PROMPT
Pull out every line containing the string "this".
+---+
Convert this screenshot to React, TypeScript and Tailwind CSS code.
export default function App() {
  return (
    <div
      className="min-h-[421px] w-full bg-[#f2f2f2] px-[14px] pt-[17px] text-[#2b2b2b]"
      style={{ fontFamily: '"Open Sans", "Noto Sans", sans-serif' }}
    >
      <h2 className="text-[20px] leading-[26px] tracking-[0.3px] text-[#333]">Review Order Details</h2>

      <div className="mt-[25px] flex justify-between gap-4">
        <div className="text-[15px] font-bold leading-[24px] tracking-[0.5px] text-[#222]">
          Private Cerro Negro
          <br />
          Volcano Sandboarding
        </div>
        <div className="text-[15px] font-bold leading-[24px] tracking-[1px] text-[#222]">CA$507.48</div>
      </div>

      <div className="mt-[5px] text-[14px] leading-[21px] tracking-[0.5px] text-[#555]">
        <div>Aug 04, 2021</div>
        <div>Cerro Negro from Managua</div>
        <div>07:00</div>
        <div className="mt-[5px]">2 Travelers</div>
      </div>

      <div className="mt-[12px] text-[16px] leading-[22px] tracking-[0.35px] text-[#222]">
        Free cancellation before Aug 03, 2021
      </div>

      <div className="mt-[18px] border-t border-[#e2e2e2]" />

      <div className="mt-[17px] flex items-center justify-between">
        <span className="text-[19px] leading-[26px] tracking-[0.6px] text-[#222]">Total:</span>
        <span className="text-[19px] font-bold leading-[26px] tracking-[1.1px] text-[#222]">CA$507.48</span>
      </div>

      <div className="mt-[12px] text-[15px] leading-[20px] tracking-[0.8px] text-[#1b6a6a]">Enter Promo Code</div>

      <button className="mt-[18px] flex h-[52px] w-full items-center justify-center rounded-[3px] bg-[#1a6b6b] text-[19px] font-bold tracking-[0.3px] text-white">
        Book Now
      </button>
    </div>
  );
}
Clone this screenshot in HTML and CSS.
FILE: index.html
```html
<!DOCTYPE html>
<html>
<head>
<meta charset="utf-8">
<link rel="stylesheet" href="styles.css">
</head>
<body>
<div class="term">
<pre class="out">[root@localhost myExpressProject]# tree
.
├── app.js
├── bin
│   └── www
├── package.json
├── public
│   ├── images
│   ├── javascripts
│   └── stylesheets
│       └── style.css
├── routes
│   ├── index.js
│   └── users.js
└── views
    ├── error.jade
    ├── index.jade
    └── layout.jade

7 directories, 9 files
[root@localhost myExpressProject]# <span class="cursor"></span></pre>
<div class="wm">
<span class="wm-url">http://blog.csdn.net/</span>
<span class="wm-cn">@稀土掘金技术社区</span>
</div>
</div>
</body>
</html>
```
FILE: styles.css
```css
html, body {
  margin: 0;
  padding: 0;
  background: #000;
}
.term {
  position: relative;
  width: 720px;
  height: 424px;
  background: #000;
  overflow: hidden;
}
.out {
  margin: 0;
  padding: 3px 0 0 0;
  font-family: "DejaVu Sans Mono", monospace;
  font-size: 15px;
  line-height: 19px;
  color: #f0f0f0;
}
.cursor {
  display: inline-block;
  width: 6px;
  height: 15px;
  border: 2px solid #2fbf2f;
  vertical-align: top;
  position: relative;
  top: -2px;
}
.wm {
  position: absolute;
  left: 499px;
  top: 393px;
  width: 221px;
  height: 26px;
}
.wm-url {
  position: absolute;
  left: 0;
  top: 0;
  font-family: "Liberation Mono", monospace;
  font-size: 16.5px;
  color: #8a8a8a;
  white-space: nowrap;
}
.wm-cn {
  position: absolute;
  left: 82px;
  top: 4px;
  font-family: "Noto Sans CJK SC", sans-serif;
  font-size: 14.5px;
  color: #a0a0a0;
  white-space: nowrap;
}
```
+---+
REPLY
Convert this screenshot to React, TypeScript and Tailwind CSS code.
Clone this screenshot in HTML and CSS.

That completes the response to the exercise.